**Task prompt**
Please transcribe the data below exactly. Leave the pictures out.

□ □ □

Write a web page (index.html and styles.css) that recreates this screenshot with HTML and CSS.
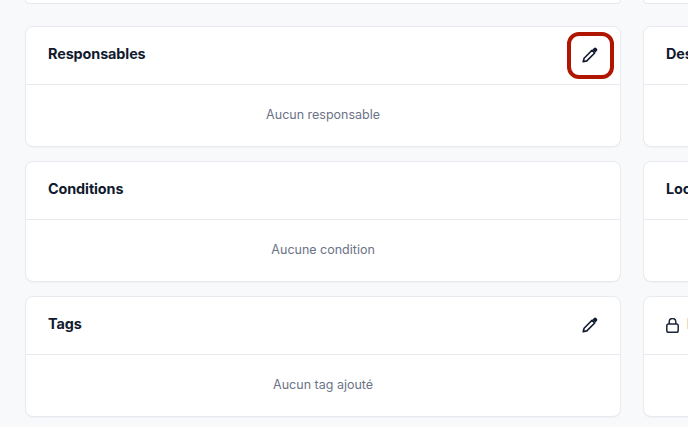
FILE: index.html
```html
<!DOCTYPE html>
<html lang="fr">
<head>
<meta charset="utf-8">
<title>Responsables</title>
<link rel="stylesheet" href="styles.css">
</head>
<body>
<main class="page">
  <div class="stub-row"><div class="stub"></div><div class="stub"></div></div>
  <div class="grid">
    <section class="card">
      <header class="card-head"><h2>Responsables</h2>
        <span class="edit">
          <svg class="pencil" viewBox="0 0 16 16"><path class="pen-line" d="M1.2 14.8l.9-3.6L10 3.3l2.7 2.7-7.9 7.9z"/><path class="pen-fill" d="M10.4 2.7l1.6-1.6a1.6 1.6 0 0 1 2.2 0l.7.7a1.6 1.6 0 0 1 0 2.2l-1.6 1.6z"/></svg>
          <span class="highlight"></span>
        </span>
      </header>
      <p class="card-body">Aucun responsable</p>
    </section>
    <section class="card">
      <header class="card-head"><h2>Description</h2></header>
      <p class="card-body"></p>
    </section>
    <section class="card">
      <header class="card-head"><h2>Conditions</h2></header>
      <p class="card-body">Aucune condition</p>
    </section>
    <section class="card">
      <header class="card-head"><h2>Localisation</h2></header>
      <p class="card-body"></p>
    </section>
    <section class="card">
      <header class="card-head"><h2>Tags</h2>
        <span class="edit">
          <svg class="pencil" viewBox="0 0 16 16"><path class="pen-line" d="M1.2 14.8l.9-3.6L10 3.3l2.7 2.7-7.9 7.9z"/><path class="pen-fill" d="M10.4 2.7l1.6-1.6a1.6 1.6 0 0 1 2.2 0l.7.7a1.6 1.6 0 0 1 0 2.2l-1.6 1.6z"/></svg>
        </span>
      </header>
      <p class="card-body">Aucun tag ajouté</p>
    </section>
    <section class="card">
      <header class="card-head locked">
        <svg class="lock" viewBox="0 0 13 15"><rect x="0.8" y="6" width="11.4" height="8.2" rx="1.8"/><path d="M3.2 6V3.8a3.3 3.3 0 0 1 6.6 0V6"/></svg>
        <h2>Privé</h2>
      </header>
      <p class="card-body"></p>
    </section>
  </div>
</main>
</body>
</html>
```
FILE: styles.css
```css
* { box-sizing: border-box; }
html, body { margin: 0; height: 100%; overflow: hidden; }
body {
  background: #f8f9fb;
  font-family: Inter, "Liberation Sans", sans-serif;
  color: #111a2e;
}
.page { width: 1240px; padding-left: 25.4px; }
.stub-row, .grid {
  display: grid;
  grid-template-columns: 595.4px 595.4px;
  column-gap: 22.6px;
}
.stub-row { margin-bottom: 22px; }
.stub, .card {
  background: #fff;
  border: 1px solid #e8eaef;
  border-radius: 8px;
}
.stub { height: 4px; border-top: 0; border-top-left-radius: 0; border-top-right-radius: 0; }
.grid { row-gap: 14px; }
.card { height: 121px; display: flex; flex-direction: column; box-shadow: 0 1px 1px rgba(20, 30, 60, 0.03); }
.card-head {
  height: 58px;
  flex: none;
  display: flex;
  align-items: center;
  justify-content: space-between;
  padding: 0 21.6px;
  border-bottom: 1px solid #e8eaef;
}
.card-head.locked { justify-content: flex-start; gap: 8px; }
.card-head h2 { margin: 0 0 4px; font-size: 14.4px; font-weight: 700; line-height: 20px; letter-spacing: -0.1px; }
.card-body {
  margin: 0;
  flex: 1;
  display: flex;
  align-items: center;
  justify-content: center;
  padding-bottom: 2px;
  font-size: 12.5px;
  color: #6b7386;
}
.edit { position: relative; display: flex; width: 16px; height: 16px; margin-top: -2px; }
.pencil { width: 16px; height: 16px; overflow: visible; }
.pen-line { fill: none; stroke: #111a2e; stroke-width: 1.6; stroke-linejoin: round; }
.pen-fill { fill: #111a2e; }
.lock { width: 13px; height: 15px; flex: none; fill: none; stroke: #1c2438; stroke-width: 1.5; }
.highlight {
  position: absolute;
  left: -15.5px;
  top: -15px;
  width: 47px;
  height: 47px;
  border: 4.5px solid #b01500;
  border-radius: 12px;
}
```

□ □ □

**Correct response**
Write a web page (index.html and styles.css) that recreates this screenshot with HTML and CSS.
FILE: index.html
```html
<!DOCTYPE html>
<html lang="fr">
<head>
<meta charset="utf-8">
<title>Responsables</title>
<link rel="stylesheet" href="styles.css">
</head>
<body>
<main class="page">
  <div class="stub-row"><div class="stub"></div><div class="stub"></div></div>
  <div class="grid">
    <section class="card">
      <header class="card-head"><h2>Responsables</h2>
        <span class="edit">
          <svg class="pencil" viewBox="0 0 16 16"><path class="pen-line" d="M1.2 14.8l.9-3.6L10 3.3l2.7 2.7-7.9 7.9z"/><path class="pen-fill" d="M10.4 2.7l1.6-1.6a1.6 1.6 0 0 1 2.2 0l.7.7a1.6 1.6 0 0 1 0 2.2l-1.6 1.6z"/></svg>
          <span class="highlight"></span>
        </span>
      </header>
      <p class="card-body">Aucun responsable</p>
    </section>
    <section class="card">
      <header class="card-head"><h2>Description</h2></header>
      <p class="card-body"></p>
    </section>
    <section class="card">
      <header class="card-head"><h2>Conditions</h2></header>
      <p class="card-body">Aucune condition</p>
    </section>
    <section class="card">
      <header class="card-head"><h2>Localisation</h2></header>
      <p class="card-body"></p>
    </section>
    <section class="card">
      <header class="card-head"><h2>Tags</h2>
        <span class="edit">
          <svg class="pencil" viewBox="0 0 16 16"><path class="pen-line" d="M1.2 14.8l.9-3.6L10 3.3l2.7 2.7-7.9 7.9z"/><path class="pen-fill" d="M10.4 2.7l1.6-1.6a1.6 1.6 0 0 1 2.2 0l.7.7a1.6 1.6 0 0 1 0 2.2l-1.6 1.6z"/></svg>
        </span>
      </header>
      <p class="card-body">Aucun tag ajouté</p>
    </section>
    <section class="card">
      <header class="card-head locked">
        <svg class="lock" viewBox="0 0 13 15"><rect x="0.8" y="6" width="11.4" height="8.2" rx="1.8"/><path d="M3.2 6V3.8a3.3 3.3 0 0 1 6.6 0V6"/></svg>
        <h2>Privé</h2>
      </header>
      <p class="card-body"></p>
    </section>
  </div>
</main>
</body>
</html>
```
FILE: styles.css
```css
* { box-sizing: border-box; }
html, body { margin: 0; height: 100%; overflow: hidden; }
body {
  background: #f8f9fb;
  font-family: Inter, "Liberation Sans", sans-serif;
  color: #111a2e;
}
.page { width: 1240px; padding-left: 25.4px; }
.stub-row, .grid {
  display: grid;
  grid-template-columns: 595.4px 595.4px;
  column-gap: 22.6px;
}
.stub-row { margin-bottom: 22px; }
.stub, .card {
  background: #fff;
  border: 1px solid #e8eaef;
  border-radius: 8px;
}
.stub { height: 4px; border-top: 0; border-top-left-radius: 0; border-top-right-radius: 0; }
.grid { row-gap: 14px; }
.card { height: 121px; display: flex; flex-direction: column; box-shadow: 0 1px 1px rgba(20, 30, 60, 0.03); }
.card-head {
  height: 58px;
  flex: none;
  display: flex;
  align-items: center;
  justify-content: space-between;
  padding: 0 21.6px;
  border-bottom: 1px solid #e8eaef;
}
.card-head.locked { justify-content: flex-start; gap: 8px; }
.card-head h2 { margin: 0 0 4px; font-size: 14.4px; font-weight: 700; line-height: 20px; letter-spacing: -0.1px; }
.card-body {
  margin: 0;
  flex: 1;
  display: flex;
  align-items: center;
  justify-content: center;
  padding-bottom: 2px;
  font-size: 12.5px;
  color: #6b7386;
}
.edit { position: relative; display: flex; width: 16px; height: 16px; margin-top: -2px; }
.pencil { width: 16px; height: 16px; overflow: visible; }
.pen-line { fill: none; stroke: #111a2e; stroke-width: 1.6; stroke-linejoin: round; }
.pen-fill { fill: #111a2e; }
.lock { width: 13px; height: 15px; flex: none; fill: none; stroke: #1c2438; stroke-width: 1.5; }
.highlight {
  position: absolute;
  left: -15.5px;
  top: -15px;
  width: 47px;
  height: 47px;
  border: 4.5px solid #b01500;
  border-radius: 12px;
}
```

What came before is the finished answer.